We still have Coney Island Hotdogs with its famous neon sign, and the Boulevard Diner where Madonna ate spaghetti after a concert at the Centrum, Table Talk Pies and Sir Morgan’s Cove (now Lucky Dog, I think) where the Rolling Stones in 1981 gave an impromptu free concert. Worcester boasts seven colleges and universities including Holy Cross, WPI and Clark (where, in 1909 Freud gave his only American lectures.)

Luminaries who came from Worcester are a motley bunch including S. N. Berman, Emma Goldman, Stanley Kunitz, Elizabeth Bishop, Dennis Leary and Marcia Cross--the red-headed desperate housewife.

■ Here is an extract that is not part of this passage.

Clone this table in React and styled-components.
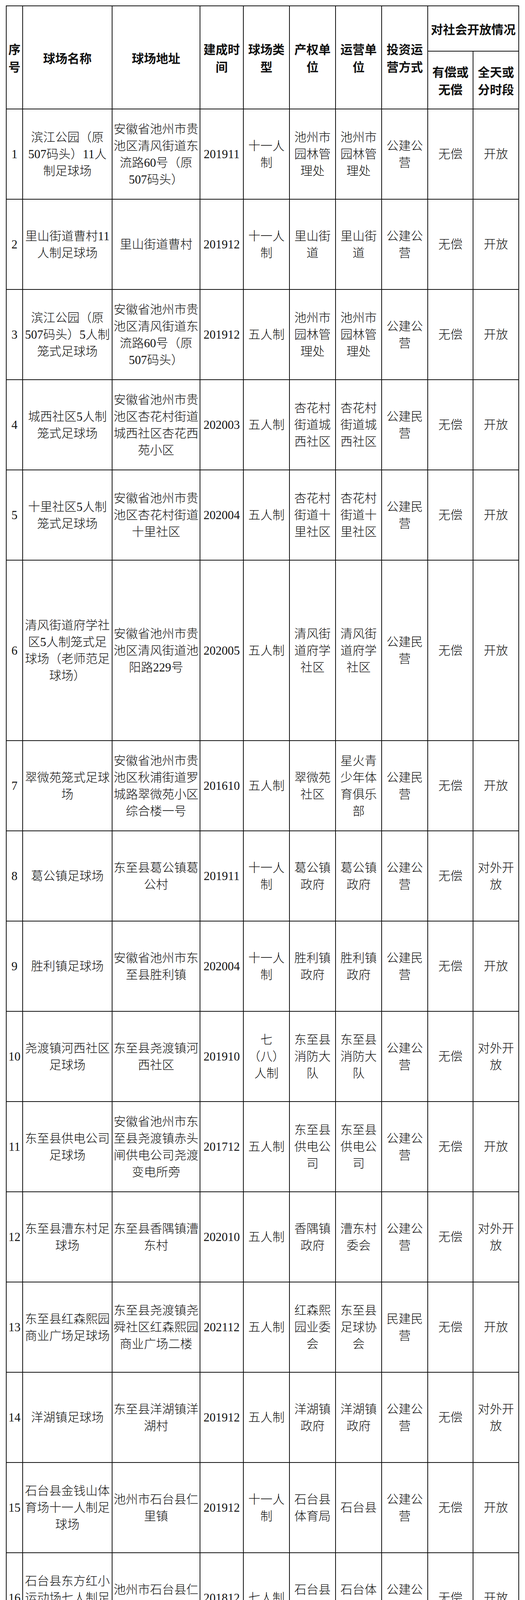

Also the Coors twins, Diane and Elaine Klimaszewski.

Worcester is especially proud of its “famous firsts”, including barbed wire, shredded wheat, the monkey wrench, the first commercial Valentines, the birth control pill, the first perfect game in major league baseball and, most famous of all, the ubiquitous yellow Smiley Face icon.

In Worcester, the perennial sign of summer, as sure as the fireworks and concert in Christopher Colombo Park on the Fourth, is the arrival of the gigantic figure of Buster the Crab, lying on the roof and hanging over the Sole Proprietor Restaurant on Highland Street.

My husband and I ate there last week. There was a special menu of crab dishes, in addition to the regular Sole offerings. From the menu, I learned the following fascinating facts: This is Buster’s 17th year at the Sole Proprietor. Buster is the world’s largest inflatable crustacean. It takes 45,000 cubic feet of air to inflate him. He has a 75-foot claw spam. Buster could feed 200,000 people if he were real. That would require 35,116 pounds of butter and 45,447 lemons.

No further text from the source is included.